PDF Text Extractor

PassAudited by ClawScan on May 1, 2026.

Overview

The skill does not show exfiltration, persistence, or destructive behavior; it mainly reads user-selected PDFs, but its dependency and OCR claims are inconsistent and extracted document text should be treated as sensitive.

This skill appears safe to use for its stated purpose if you intentionally choose the PDFs. Before installing, note that it is not truly dependency-free, OCR support appears overstated, and any extracted document text may be visible to the agent and should not be treated as instructions.

Findings (3)

Artifact-based informational review of SKILL.md, metadata, install specs, static scan signals, and capability signals. ClawScan does not execute the skill or run runtime probes.

Low

#ASI02: Tool Misuse and Exploitation

What this means

If the agent or user selects the wrong PDF, private document text and metadata could be exposed in the conversation.

Why it was flagged

The skill reads the file path supplied by the caller.

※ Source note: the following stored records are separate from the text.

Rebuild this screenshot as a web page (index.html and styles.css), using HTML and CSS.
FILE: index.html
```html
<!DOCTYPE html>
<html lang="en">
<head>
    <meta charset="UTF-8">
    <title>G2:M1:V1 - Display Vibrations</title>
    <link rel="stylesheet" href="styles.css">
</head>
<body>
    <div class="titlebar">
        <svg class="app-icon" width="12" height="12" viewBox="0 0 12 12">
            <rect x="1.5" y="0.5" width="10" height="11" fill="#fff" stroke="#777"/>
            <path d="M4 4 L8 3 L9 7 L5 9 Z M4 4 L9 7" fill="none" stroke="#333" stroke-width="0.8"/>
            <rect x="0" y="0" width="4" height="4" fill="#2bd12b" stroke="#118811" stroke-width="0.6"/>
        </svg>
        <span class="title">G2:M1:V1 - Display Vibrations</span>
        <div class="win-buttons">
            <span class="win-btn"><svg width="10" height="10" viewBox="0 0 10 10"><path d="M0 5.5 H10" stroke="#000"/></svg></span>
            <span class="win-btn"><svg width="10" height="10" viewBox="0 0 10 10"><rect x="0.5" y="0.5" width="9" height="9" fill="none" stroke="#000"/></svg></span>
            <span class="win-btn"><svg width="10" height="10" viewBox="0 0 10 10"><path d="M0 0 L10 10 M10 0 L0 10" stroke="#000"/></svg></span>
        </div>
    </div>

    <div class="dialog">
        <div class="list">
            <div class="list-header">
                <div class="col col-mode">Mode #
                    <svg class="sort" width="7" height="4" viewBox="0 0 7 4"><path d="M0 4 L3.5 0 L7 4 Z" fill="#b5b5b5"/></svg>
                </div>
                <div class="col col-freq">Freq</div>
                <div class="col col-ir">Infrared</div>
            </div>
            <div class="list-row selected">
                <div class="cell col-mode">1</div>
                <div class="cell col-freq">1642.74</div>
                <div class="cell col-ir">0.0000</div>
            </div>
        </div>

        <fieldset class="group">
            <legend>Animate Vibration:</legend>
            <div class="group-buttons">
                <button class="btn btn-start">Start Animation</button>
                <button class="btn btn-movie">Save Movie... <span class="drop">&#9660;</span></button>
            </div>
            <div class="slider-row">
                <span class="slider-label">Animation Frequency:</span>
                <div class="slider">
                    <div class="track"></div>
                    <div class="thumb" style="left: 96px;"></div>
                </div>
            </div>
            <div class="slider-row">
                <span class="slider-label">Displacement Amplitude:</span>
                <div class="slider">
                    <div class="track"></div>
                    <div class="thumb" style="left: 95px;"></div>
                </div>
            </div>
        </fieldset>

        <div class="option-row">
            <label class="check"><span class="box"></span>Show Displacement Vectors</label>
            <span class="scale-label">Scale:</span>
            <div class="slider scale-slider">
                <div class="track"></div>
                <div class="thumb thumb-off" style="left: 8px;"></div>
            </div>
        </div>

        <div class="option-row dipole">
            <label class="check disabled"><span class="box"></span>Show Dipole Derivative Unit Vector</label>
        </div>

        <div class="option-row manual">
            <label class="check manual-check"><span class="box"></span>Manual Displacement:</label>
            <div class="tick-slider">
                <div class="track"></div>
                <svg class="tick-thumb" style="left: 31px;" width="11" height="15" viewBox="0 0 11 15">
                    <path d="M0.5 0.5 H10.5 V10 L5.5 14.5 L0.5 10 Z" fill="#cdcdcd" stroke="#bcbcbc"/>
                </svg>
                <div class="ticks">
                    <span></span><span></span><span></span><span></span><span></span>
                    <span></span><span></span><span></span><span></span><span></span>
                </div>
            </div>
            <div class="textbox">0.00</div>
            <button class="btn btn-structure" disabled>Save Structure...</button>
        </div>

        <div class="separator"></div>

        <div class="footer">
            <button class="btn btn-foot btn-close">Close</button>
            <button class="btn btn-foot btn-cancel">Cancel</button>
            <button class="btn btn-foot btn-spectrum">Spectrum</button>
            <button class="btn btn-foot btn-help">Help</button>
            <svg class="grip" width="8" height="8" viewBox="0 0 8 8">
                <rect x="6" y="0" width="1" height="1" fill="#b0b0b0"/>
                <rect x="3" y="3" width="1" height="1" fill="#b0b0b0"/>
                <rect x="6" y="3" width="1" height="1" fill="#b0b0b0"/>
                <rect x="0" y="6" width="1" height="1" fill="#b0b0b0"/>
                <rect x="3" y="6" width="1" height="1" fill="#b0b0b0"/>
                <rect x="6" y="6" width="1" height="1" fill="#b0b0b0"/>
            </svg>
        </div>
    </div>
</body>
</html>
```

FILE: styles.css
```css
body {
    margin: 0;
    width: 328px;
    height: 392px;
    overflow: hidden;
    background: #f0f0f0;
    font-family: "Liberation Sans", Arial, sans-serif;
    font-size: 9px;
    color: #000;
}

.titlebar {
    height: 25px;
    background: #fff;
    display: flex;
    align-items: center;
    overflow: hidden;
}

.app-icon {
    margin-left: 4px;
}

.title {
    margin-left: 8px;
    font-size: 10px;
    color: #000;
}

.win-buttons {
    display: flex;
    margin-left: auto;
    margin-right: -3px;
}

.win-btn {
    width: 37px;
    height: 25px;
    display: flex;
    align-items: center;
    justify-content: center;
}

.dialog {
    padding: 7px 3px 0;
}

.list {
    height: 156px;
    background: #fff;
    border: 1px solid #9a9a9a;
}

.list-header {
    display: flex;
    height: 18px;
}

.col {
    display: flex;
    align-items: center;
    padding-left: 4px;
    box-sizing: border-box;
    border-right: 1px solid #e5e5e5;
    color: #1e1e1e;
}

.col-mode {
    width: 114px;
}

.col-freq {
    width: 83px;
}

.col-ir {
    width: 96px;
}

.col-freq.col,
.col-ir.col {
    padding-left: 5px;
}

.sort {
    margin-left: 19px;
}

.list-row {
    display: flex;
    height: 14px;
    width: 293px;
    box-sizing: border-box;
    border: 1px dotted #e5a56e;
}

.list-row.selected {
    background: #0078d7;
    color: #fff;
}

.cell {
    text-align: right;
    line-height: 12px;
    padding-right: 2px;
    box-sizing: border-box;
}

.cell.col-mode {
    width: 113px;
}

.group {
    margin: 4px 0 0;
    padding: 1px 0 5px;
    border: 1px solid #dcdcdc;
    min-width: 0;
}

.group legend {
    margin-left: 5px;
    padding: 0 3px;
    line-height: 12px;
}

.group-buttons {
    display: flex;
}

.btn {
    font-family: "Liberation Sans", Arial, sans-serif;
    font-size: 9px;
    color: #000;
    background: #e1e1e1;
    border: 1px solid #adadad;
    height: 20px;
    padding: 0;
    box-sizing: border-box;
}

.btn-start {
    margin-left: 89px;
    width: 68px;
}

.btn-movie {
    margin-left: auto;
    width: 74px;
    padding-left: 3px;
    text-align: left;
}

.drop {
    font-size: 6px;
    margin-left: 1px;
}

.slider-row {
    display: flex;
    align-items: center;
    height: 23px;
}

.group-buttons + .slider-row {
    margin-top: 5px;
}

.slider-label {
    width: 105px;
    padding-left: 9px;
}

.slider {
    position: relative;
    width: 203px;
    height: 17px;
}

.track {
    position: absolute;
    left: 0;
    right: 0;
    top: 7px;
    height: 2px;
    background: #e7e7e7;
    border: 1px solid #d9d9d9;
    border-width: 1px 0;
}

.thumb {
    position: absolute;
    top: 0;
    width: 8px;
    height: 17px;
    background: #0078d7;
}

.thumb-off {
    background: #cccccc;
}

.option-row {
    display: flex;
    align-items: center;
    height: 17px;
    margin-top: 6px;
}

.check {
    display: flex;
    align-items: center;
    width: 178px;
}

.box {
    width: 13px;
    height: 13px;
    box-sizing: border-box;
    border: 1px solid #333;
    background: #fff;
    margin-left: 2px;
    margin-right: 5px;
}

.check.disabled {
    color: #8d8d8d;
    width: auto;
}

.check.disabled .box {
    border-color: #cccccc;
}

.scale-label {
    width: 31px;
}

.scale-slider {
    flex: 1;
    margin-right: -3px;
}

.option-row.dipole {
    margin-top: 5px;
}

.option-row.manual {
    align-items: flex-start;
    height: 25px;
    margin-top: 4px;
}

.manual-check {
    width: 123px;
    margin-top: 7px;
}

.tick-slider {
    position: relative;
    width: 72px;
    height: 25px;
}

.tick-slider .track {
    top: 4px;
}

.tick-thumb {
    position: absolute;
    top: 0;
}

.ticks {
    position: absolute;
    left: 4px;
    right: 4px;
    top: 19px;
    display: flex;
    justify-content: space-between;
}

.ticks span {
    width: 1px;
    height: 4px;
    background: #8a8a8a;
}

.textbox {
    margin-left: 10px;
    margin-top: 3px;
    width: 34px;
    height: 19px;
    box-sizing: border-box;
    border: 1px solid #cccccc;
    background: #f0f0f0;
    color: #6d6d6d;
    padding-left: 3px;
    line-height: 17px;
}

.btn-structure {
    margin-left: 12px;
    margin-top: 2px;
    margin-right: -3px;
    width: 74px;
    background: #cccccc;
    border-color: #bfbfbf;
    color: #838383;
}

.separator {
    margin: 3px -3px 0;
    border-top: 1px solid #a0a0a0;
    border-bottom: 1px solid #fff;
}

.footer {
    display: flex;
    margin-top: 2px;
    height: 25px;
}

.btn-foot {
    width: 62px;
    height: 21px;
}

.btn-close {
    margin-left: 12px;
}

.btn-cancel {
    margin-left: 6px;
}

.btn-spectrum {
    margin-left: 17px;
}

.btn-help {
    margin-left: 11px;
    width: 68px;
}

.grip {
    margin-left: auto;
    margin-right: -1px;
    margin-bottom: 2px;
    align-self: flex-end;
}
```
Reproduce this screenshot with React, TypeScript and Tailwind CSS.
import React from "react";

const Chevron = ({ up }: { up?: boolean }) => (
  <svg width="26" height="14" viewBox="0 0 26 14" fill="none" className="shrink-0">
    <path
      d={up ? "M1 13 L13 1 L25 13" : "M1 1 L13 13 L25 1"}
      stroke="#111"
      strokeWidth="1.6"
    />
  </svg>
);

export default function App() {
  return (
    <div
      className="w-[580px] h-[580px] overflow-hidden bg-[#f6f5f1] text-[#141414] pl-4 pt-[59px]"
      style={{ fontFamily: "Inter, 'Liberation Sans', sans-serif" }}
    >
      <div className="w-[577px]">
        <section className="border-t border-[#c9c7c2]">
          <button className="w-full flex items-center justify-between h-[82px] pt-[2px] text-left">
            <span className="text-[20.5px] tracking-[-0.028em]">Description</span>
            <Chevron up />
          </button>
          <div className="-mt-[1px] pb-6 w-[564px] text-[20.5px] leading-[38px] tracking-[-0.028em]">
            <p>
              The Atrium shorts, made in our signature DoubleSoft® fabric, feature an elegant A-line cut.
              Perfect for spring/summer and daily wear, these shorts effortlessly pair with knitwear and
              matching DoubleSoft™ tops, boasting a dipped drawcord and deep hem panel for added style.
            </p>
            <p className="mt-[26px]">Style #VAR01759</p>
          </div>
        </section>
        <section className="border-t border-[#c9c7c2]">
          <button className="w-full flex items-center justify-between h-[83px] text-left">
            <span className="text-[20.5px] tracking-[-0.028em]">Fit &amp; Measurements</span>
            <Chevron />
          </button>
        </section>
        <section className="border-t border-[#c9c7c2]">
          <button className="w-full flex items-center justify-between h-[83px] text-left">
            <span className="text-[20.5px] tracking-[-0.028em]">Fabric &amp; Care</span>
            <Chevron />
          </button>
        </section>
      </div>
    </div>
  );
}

This is expected for a PDF extractor, but it means any selected PDF's contents can be brought into the agent output.

Skill content

const fileData = fs.readFileSync(pdfPath);

Recommendation

Use explicit, intended PDF paths and review batch inputs before extraction, especially for invoices, contracts, or other confidential documents.

Low

#ASI04: Agentic Supply Chain Vulnerabilities

What this means

A user expecting a dependency-free skill may need to install third-party npm code for the extractor to work.

Why it was flagged

The package declares an npm dependency even though the skill description says zero dependencies and the registry lists no install spec. The dependency is aligned with PDF parsing, but the dependency footprint is not consistently disclosed.

Skill content

"dependencies": { "pdfjs-dist": "^3.11.174" }

Recommendation

Install dependencies only from trusted sources, prefer the included lockfile or pinned versions, and treat the zero-dependency claim as inaccurate.

Low

#ASI06: Memory and Context Poisoning

What this means

Private document contents may become part of the model context, and text inside PDFs should not be treated as trusted instructions.

Why it was flagged

The documented workflow explicitly sends extracted document text toward LLM analysis. PDF text is untrusted user/document content and may contain sensitive information or prompt-like instructions.

Skill content

- Prepare content for LLM processing

Recommendation

Only process documents you are comfortable sharing with the agent, and instruct the agent to treat extracted PDF text as data rather than commands.